Aitana’s death in an IMSS elevator highlights the cracks in Mexico’s public health system

Aitana was six years old and wanted to be a dancer. This Monday she was admitted to the Mexican Institute for Social Security (IMSS) Hospital No. 18 in Playa del Carmen, Quintana Roo, for a severe case of dengue. At around 10:30 p.m., the girl died in the elevator as she was being taken to another area of ​​the hospital on a stretcher. Apparently, the elevator began to go up before the stretcher carrying the patient was fully in, leaving her trapped under the pressure of the elevator and the wall. The company responsible for the elevators has completed 27 public contracts with the IMSS since 2019. The Attorney General of the Republic (FGR) announced this Friday that he was taking over the investigation into the death. His case has since revealed the serious deficiencies in Mexico’s public health system.

At Aitana’s funeral in Tinum, a small town in the Yucatán, her schoolmates loudly called out her name. The girl’s death has shaken the country and highlighted the precariousness of public hospitals. The institution, led by Zoe Robledo, denied responsibility for the event, referring to the company in charge of maintenance, Soluciones Integrales de Transportación Vertical en México (Sitravem). However, some IMSS 18 staff have given assurances that the elevators have been out of action for years. The hospital has temporarily relieved those responsible for maintenance from their posts while the investigation continues.

Zoé Robledo in Mexico City, on June 20th.Zoé Robledo on June 20 in Mexico City. Luis Barron (Getty Images)

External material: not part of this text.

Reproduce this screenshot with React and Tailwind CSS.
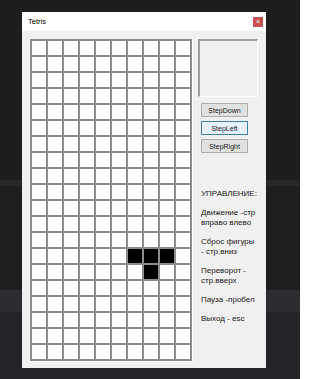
const ROWS = 20;
const COLS = 10;
const filled = new Set(["13-6", "13-7", "13-8", "14-7"]);

const help = [
  ["УПРАВЛЕНИЕ:"],
  ["Движение -стр", "вправо влево"],
  ["Сброс фигуры", "- стр.вниз"],
  ["Переворот -", "стр.вверх"],
  ["Пауза -пробел"],
  ["Выход - esc"],
];

function Board() {
  const cells = [];
  for (let r = 0; r < ROWS; r++) {
    for (let c = 0; c < COLS; c++) {
      const on = filled.has(`${r}-${c}`);
      cells.push(
        <div key={`${r}-${c}`} className={on ? "w-[14px] h-[14px] bg-black" : "w-[14px] h-[14px] bg-white"} />
      );
    }
  }
  return (
    <div className="grid grid-cols-[repeat(10,14px)] grid-rows-[repeat(20,14px)] gap-[2px] p-[2px] bg-[#8c8c8c] shadow-[1px_1px_0_#ffffff]">
      {cells}
    </div>
  );
}

function StepButton({ label, active }) {
  return (
    <button
      className={
        active
          ? "w-[47px] h-[14px] bg-[#e5f1fb] border border-[#3c7fb1] text-[7px] leading-none text-[#1a1a1a]"
          : "w-[47px] h-[14px] bg-[#e1e1e1] border border-[#adadad] text-[7px] leading-none text-[#1a1a1a]"
      }
    >
      {label}
    </button>
  );
}

export default function App() {
  return (
    <div
      className="w-[300px] h-[379px] overflow-hidden pt-[12px] pl-[22px] bg-[linear-gradient(to_bottom,#1d1d1d_0px,#1d1d1d_180px,#262626_180px,#262626_186px,#1e1e1e_186px,#1e1e1e_290px,#2c2c31_290px,#2c2c31_312px,#242428_312px,#242428_379px)]"
      style={{ fontFamily: '"Liberation Sans", Arial, sans-serif' }}
    >
      <div className="w-[244px] h-[356px] flex flex-col bg-[#f0f0f0]">
        {/* title bar */}
        <div className="h-[19px] bg-white flex items-center justify-between pl-[6px] pr-[3px]">
          <span className="text-[7.5px] text-black">Tetris</span>
          <div className="w-[10px] h-[10px] bg-[#c75050] flex items-center justify-center text-white text-[7px] leading-none">
            ×
          </div>
        </div>

        {/* body */}
        <div className="flex-1 flex items-start pl-[8px] pt-[8px]">
          <Board />

          <div className="ml-[6px] flex flex-col">
            <div className="w-[60px] h-[58px] border-t-2 border-l-2 border-[#a0a0a0] border-r border-b border-r-[#ffffff] border-b-[#ffffff]" />

            <div className="ml-[3px] mt-[6px] flex flex-col gap-[4px]">
              <StepButton label="StepDown" />
              <StepButton label="StepLeft" active />
              <StepButton label="StepRight" />
            </div>

            <div className="mt-[36px] pl-[3px] flex flex-col gap-[9px] text-[8px] leading-[10px] text-[#1a1a1a]">
              {help.map((lines, i) => (
                <div key={i}>
                  {lines.map((l) => (
                    <div key={l}>{l}</div>
                  ))}
                </div>
              ))}
            </div>
          </div>
        </div>
      </div>
    </div>
  );
}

The director of IMSS explained that errors in the operation of the elevator had been reported a few hours before the death. “A technician from this company came to the hospital at 4:00 p.m. This technician departed at 5:43pm without leaving any notice, no restrictive signage to use the elevator due to a malfunction,” explained Robledo, who announced that IMSS had filed a criminal complaint against the company. “Our commitment is focused on ensuring that investigations are carried out in a timely and transparent manner so that there is no impunity. And also in reviewing and perfecting all procedures to ensure an event like this never happens again,” he added.

Sitravem is a company founded in 2018 that has since won 27 IMSS elevator maintenance contracts worth more than 31 million pesos (about $1.8 million). The company received its first public order just a few months after it was founded: From January to December 2019, it was about 3.2 million pesos for equipping hospitals in Mexico City, as this newspaper was able to review. The submission took place as part of the so-called three-way invitation, a process in which the institution conducts a market study and invites three suppliers to compete and present their proposals. A large number of these services were contracted for Jalisco’s IMSS, ranging from 2.7 million pesos in 2021 to 4.3 million pesos in various contracts in 2022. Sitravem was also a provider in Durango, Aguascalientes or Puebla. The company has yet to comment and President Andrés Manuel López Obrador has pledged that an investigation will be launched.

Following Aitana’s death, it is not the first time that IMSS hospitals have been linked to supply problems of all kinds and facilities in a deplorable condition. A few months ago, IMSS staff at Subzone Number 33 General Hospital in San Andrés Tuxtla, Veracruz, used their cell phones to record how the hospital was being flooded by torrential rain and patients had to be relocated. For example, the lack of backup power plants resulted in the death of 16 patients at the Tula de Allende IMSS in Hidalgo in 2021 when the river burst its banks and the first floors of the hospital, including the sickroom, were flooded. Amid the Covid pandemic, 16 patients who were on a ventilator due to complications of the disease died within hours without anyone being able to save them.

In April of that year, Mexico City’s Siglo XXI Medical Center, one of the IMSS’s crown jewels in the country, was also at the center of the controversy when a group of doctors had to abandon a procedure in the middle of the hospital’s operating room because the ceiling was full of worms, affecting the patient they were operating on.